Crypto prices adjusted for inflation – interactive calculator
Nominal vs Inflation-Adjusted Crypto Prices (CPI & M2)
The chart below compares a coin’s nominal price (raw market price) with two “real” views: CPI-adjusted and M2-adjusted. Both adjustments answer the same question: “How expensive was the coin in the purchasing power of the start of the selected timeframe?”
What “adjusted” means here
- Base date = the first day you see in the selected timeframe. That means all lines start at the same value, and the adjusted lines show how prices evolve after removing CPI inflation or M2 expansion from that start point.

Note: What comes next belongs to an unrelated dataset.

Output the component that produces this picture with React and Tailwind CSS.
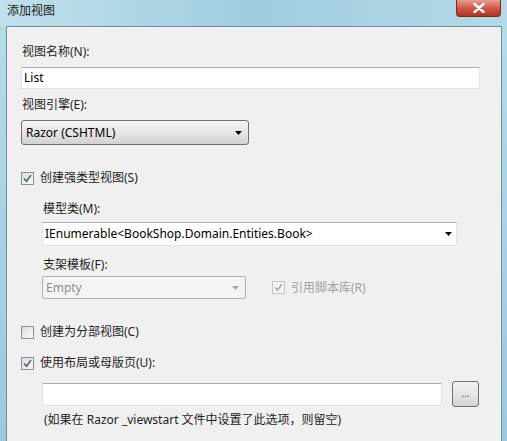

- CPI-adjusted price uses the U.S. Consumer Price Index (CPI-U) from the U.S. Bureau of Labor Statistics. If CPI rises over time, the CPI-adjusted line typically sits below the nominal line (because later dollars buy less than earlier dollars).
- M2-adjusted price uses the U.S. M2 money supply from FRED (St. Louis Fed). This is not “inflation” in the CPI sense — it’s a measure of broad money growth, useful for seeing how prices move relative to monetary expansion.
How the math works (simple)
We convert each day’s price into “start-date dollars” using the monthly CPI or M2 ratio:
Adjusted(t) = Nominal(t) × (Index(startMonth) / Index(tMonth))
We also compute YoY series as:
YoY(month) = (Index(month) / Index(month-12) − 1)
Important details
- CPI and M2 are monthly. Daily prices are matched to their month’s index value.
- If CPI/M2 has a missing or zero month (rare, but can happen), we forward-fill the last valid value so it flatlines instead of dropping to 0.
- This is an educational visualization, not financial advice.
Calculator
How it works (quick)
Base date is always the first visible day. CPI/M2-adjusted lines show the price in “start-date dollars”.
Missing/zero macro values are forward-filled (flatlined) to avoid artificial drops.